(Information supplied):

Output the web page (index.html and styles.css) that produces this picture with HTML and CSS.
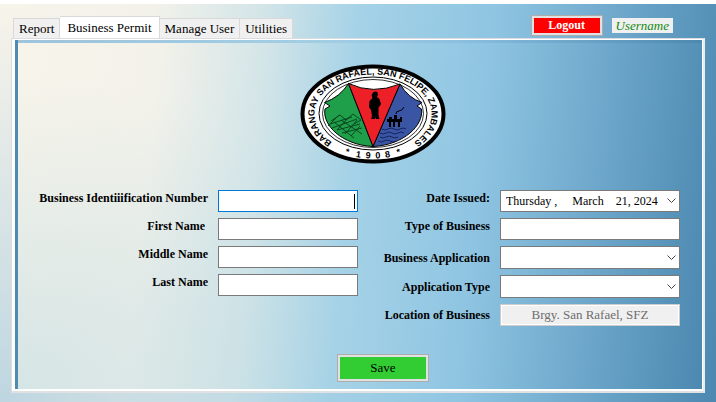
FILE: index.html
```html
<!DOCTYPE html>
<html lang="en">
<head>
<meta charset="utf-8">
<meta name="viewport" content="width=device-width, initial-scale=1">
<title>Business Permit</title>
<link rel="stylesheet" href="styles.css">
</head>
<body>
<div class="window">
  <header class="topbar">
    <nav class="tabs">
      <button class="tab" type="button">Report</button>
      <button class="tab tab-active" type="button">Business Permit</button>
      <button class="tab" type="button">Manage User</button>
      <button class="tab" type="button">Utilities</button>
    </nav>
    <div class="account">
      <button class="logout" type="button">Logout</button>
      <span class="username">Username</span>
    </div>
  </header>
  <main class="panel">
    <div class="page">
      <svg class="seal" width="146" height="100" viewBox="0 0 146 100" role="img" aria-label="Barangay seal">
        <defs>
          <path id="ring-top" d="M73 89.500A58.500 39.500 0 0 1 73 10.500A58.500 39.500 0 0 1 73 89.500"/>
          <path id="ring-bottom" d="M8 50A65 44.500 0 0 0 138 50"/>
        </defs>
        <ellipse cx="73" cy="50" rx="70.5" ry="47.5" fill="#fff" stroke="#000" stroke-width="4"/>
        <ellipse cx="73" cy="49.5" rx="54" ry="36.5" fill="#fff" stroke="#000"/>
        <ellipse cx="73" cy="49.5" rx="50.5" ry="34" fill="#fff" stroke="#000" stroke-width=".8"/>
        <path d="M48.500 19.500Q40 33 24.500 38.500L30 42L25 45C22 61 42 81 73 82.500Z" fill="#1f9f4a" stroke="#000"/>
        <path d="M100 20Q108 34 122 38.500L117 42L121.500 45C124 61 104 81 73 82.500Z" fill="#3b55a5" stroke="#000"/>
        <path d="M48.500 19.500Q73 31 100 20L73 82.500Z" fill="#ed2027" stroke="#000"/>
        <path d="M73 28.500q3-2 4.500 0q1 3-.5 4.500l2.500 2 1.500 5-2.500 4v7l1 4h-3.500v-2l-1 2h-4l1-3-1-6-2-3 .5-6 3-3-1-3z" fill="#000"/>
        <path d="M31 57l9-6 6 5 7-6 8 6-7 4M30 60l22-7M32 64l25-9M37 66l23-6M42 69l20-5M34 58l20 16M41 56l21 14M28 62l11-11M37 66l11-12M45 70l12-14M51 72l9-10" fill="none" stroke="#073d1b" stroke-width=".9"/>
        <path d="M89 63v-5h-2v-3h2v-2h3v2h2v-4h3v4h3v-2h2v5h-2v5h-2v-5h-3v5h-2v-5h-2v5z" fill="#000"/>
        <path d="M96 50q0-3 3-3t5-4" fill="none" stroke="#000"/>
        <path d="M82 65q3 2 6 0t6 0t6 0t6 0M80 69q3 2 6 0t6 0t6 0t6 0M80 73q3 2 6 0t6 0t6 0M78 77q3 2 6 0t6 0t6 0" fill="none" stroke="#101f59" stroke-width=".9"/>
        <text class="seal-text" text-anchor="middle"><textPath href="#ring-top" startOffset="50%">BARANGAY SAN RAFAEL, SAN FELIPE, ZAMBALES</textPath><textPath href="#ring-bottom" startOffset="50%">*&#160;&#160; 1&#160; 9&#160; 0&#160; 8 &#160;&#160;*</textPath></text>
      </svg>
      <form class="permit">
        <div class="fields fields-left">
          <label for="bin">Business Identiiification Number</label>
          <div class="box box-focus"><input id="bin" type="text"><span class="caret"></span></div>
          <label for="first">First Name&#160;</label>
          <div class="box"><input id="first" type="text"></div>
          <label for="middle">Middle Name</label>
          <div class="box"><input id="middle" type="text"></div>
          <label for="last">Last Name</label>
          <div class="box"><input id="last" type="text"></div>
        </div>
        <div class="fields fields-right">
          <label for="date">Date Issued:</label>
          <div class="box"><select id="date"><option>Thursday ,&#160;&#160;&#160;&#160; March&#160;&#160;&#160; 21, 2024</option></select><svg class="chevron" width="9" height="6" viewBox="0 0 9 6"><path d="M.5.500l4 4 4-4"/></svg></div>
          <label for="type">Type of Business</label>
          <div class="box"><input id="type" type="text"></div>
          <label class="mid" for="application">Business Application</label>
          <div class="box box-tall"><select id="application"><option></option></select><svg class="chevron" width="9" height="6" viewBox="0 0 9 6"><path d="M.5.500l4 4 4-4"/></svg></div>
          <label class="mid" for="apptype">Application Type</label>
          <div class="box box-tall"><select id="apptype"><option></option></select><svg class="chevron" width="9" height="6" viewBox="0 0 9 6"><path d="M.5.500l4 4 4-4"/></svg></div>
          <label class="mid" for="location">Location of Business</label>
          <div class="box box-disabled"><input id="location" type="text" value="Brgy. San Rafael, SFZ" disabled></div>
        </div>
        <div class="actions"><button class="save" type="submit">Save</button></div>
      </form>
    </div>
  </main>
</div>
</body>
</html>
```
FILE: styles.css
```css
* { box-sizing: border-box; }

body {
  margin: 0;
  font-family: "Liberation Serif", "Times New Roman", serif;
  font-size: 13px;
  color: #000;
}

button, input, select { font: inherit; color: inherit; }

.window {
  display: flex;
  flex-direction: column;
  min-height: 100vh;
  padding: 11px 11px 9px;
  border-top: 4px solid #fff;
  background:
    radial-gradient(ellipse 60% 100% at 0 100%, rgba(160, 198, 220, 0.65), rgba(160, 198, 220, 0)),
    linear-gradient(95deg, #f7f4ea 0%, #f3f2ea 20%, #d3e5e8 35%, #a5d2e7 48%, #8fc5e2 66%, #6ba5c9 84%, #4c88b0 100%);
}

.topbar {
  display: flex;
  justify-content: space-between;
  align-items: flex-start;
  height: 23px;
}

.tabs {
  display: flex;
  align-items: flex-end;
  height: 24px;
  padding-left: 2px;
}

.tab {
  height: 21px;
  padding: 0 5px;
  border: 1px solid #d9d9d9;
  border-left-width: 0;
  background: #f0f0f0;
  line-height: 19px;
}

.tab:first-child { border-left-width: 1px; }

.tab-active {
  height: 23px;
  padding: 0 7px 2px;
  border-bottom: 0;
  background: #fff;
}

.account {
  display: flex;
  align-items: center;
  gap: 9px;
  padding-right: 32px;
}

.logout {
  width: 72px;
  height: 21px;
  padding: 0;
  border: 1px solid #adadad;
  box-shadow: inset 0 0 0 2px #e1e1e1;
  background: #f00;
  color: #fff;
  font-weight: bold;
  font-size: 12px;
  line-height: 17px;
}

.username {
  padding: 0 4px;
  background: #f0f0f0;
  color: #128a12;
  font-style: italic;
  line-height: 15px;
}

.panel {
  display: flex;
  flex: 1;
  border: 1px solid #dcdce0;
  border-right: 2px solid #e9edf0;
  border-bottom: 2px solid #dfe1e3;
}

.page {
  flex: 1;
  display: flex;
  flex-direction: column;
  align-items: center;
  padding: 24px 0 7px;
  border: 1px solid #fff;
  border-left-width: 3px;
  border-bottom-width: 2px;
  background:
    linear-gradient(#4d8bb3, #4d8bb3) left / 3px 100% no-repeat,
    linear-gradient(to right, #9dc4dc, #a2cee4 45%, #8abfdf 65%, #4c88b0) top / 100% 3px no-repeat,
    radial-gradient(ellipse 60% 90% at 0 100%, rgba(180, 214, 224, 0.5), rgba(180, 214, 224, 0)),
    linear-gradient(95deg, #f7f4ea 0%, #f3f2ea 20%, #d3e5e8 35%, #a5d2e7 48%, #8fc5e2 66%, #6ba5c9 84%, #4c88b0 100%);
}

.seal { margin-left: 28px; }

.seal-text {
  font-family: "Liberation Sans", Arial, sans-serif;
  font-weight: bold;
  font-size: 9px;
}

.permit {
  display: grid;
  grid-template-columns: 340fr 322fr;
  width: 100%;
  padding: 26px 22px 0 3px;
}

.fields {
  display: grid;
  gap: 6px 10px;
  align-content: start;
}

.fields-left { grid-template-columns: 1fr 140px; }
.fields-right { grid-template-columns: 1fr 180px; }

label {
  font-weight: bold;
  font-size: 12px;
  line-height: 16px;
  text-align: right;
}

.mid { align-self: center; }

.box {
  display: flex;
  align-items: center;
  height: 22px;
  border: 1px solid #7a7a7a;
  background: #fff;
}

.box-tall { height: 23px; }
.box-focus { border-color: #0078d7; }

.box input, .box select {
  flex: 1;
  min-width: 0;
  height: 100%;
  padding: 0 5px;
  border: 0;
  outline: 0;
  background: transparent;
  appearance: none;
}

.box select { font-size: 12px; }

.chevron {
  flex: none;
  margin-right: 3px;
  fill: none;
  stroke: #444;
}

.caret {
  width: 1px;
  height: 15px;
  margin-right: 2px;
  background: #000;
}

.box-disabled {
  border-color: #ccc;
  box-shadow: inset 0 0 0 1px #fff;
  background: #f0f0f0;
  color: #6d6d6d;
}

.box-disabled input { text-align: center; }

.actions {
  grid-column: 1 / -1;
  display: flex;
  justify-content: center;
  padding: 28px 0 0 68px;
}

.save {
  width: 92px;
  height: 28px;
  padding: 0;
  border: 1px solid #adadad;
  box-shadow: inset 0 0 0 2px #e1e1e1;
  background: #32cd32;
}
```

(Exercise prompt):
From the listing above, report the number of lines containing the string "styles", without any accompanying remarks.

(Output for this task):
3